From Edge Appliance to Enterprise Compromise Multi-Stage Linux Intrusion via F5 and Confluence
Overview
A growing trend in modern intrusions is the compromise of internet-facing edge appliances such as firewalls and VPN gateways. Because these devices are externally exposed, lightly monitored, and highly trusted inside enterprise environments, compromise can provide a durable foothold with limited visibility. 🚀
In this incident, the threat actor compromised an internet-facing firewall appliance and used trusted relationships to pivot to an internal Linux host. From there, the threat actor compromised a vulnerable SaaS application and leveraged its credentials to conduct relay-style authentication attacks against Active Directory. The threat actor established SSH access to the first Linux host from a network device identified as an F5 BIG-IP load balancer. Device inventory confirmed the source as an Azure-hosted appliance running version 15.1.201000, which reached end-of-life (EOL) on December 31, 2024.
Detailed Reconnaissance
The threat actor performed extensive reconnaissance of the host and network, including file enumeration, network scanning, and service discovery. They aggressively scanned the internal network subnets with Nmap to identify connected hosts, and then used Nmap on the identified hosts to detect open services. The threat actor used gowitness to perform a detailed reconnaissance of the HTTP/HTTPS services identified in the previous scan. Where they identified Windows servers, the threat actor tried common NTLM-based lateral movement techniques using open-source tools such as enum4linux, netexec, nmbclient, smbclient, rpcclient, timeroast, ldapsearch, kerbrute, nxc, and responder. These initial attempts were unsuccessful.
The threat actor then downloaded a custom scanning tool from 206.189.27[.]39 using wget; this tool was detected as HackTool:Linux/MalPack.B.
Exploitation of Vulnerabilities
During reconnaissance, the threat actor identified an Atlassian Confluence server within the network with unpatched vulnerabilities and leveraged these vulnerabilities to execute code remotely. After compromising the Confluence server, the threat actor obtained credentials and used them to attempt authentication against Windows infrastructure from files including /opt/atlassian/confluence/conf/server.xml and /var/atlassian/application-data/confluence/confluence.cfg.xml. This was followed by Kerberos relay attacks and exploitation of CVE-2025-33073, highlighting the risk of credential theft from internal web applications and the importance of monitoring cross-system authentication events.
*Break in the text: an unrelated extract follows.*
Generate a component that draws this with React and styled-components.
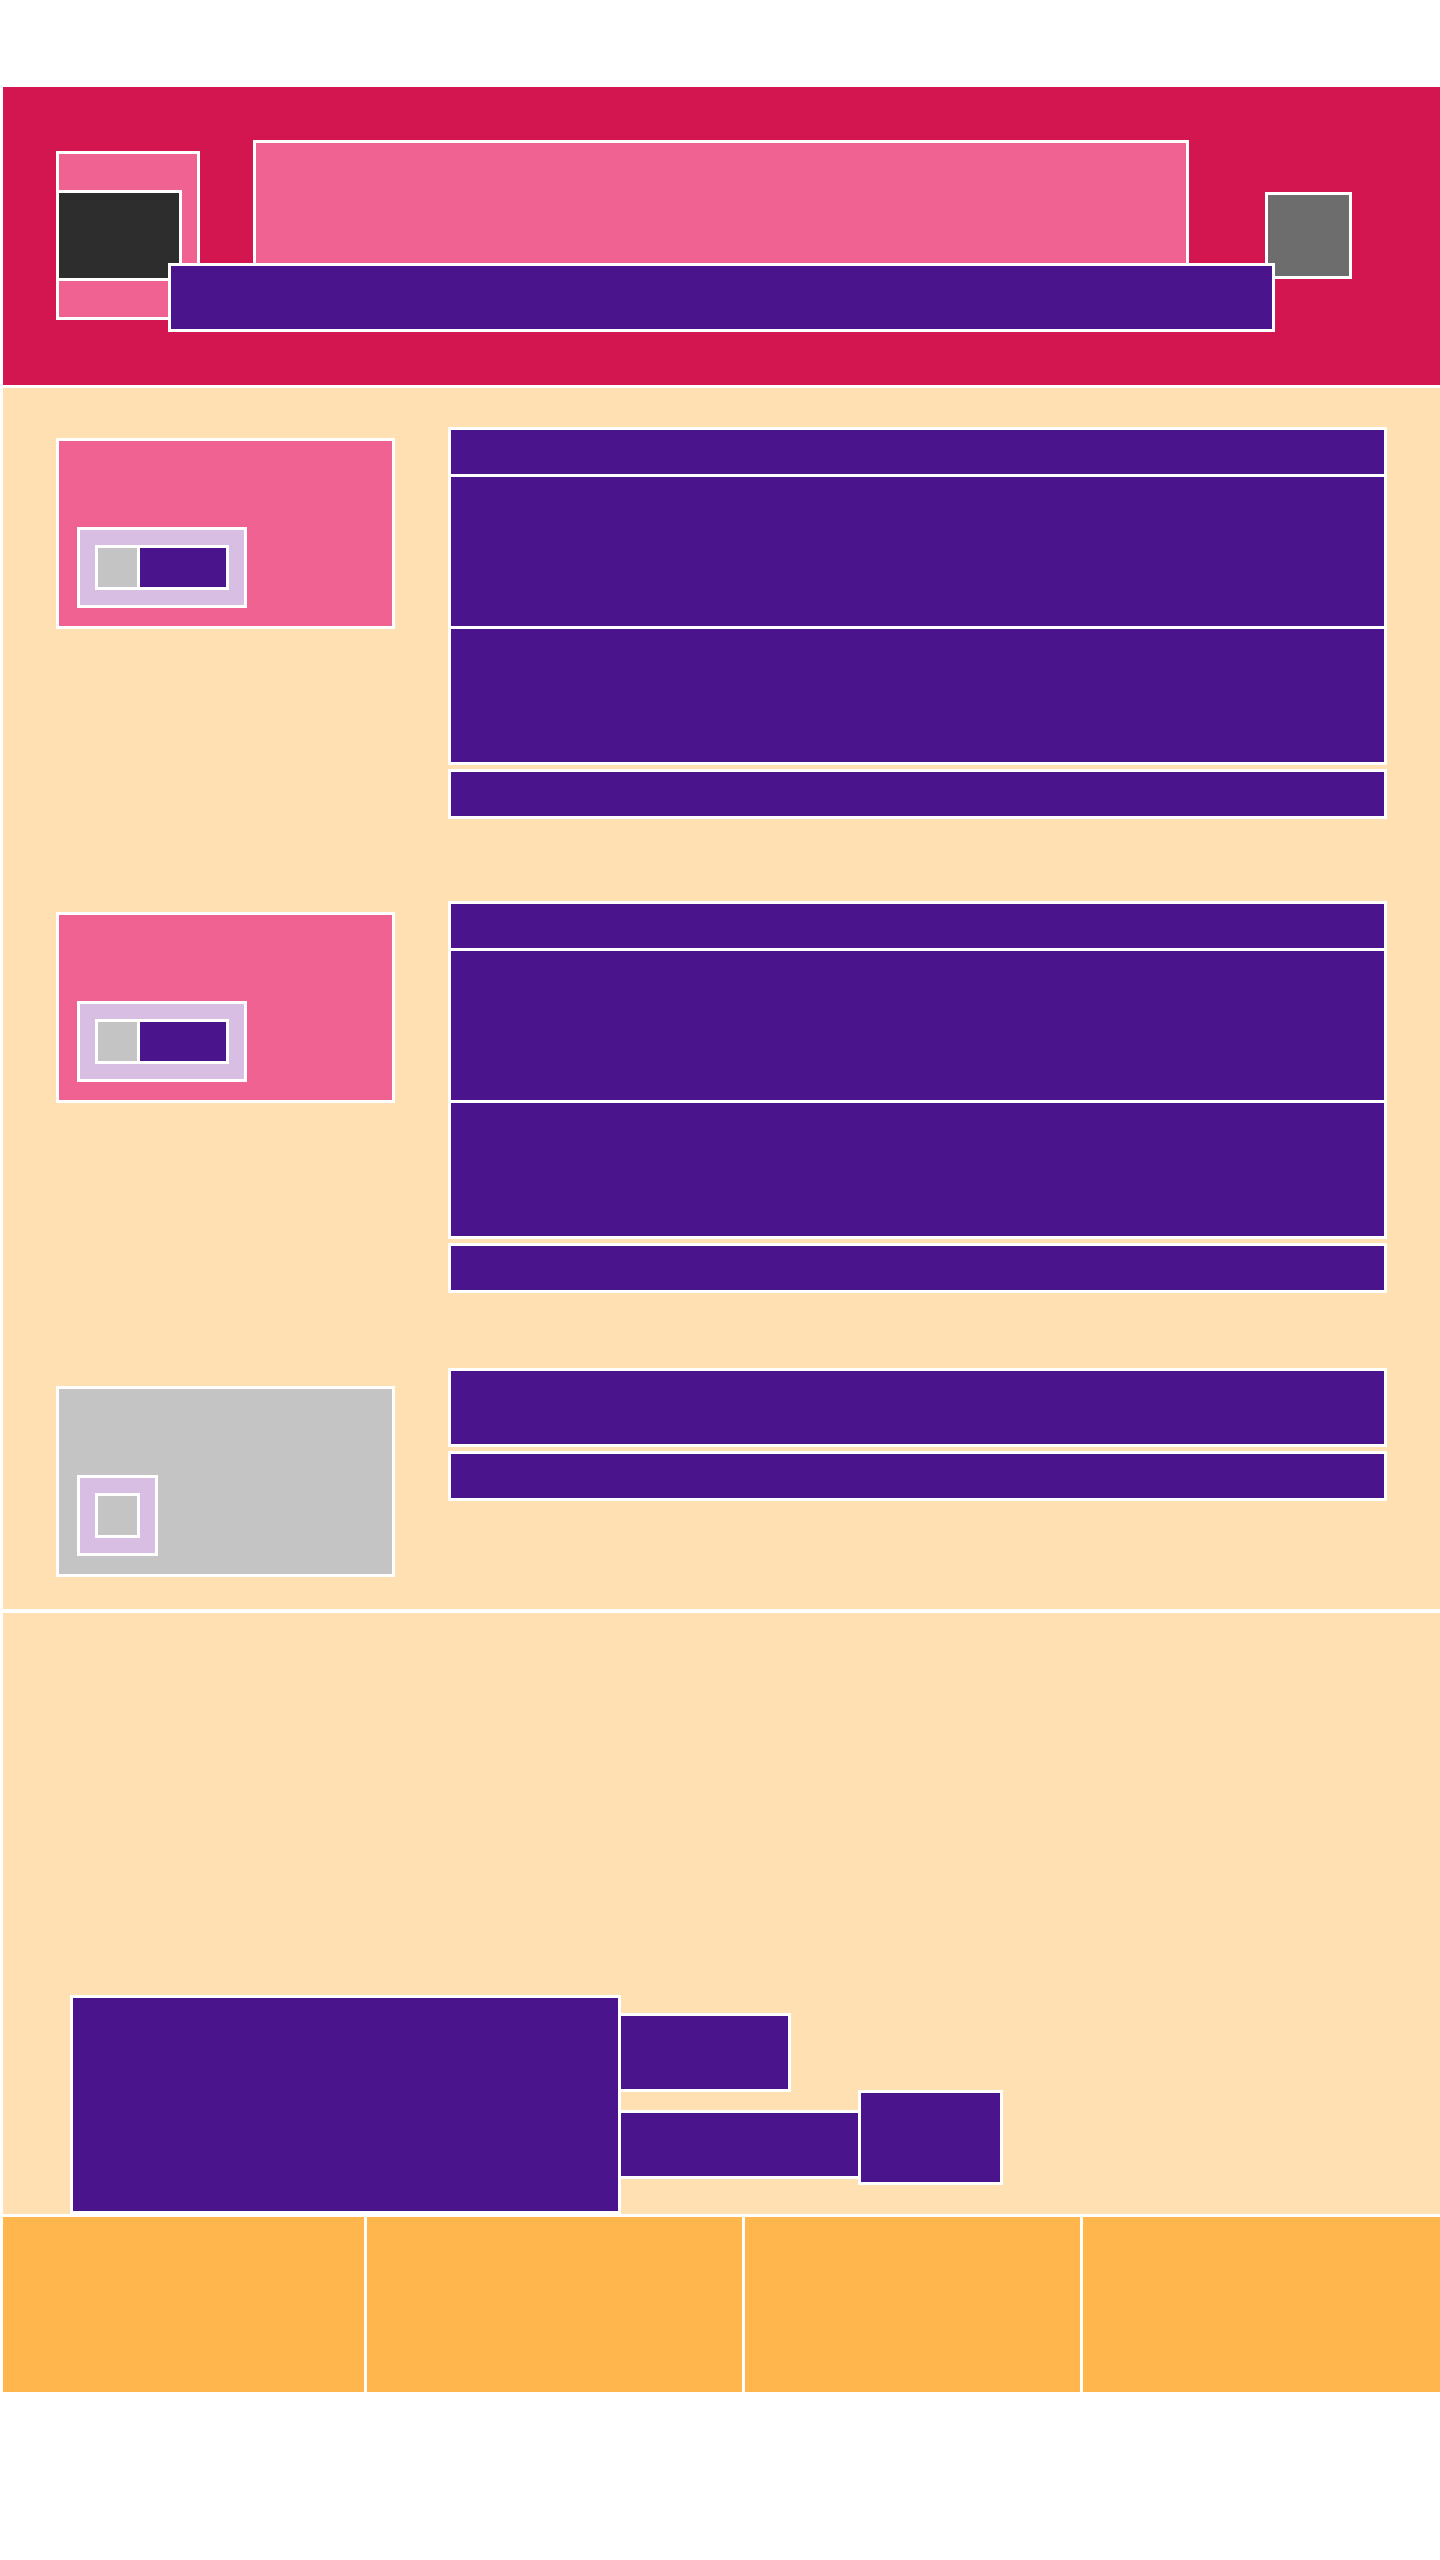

This incident vividly demonstrates that vulnerable applications don’t need to be directly exposed to the internet to result in high severity compromises. Once an initial foothold is established, threat actors can pivot laterally and target internally accessible services to escalate privileges, expand access, or deploy tooling deeper into the environment. As a result, unpatched internal applications, particularly those running with elevated permissions or trusted identities, represent a critical attack surface and can materially impact the overall security posture of the environment.
Mitigation Strategies
To mitigate such risks, organizations should treat internet-facing edge appliances as Tier-0 assets and enforce lifecycle + patch governance. In this intrusion, the initial foothold came from an end-of-life F5 BIG-IP version. Organizations should maintain an accurate inventory of externally exposed appliances, track end-of-support dates, and operationalize rapid patching for known-exploited vulnerabilities. Additionally, harden and patch internal web applications with the same urgency as internet-facing services. Critical internal applications (like Confluence) should be patched and monitored even if they have no direct internet exposure. Furthermore, apply identity hardening to reduce the feasibility and blast radius of relay-style authentication attacks. Defensive measures include minimizing or disabling NTLM where possible, enforcing SMB signing, enabling LDAP signing and channel binding, and using Extended Protection for Authentication (EPA) on applicable services to bind authentication to the channel and reduce relay success.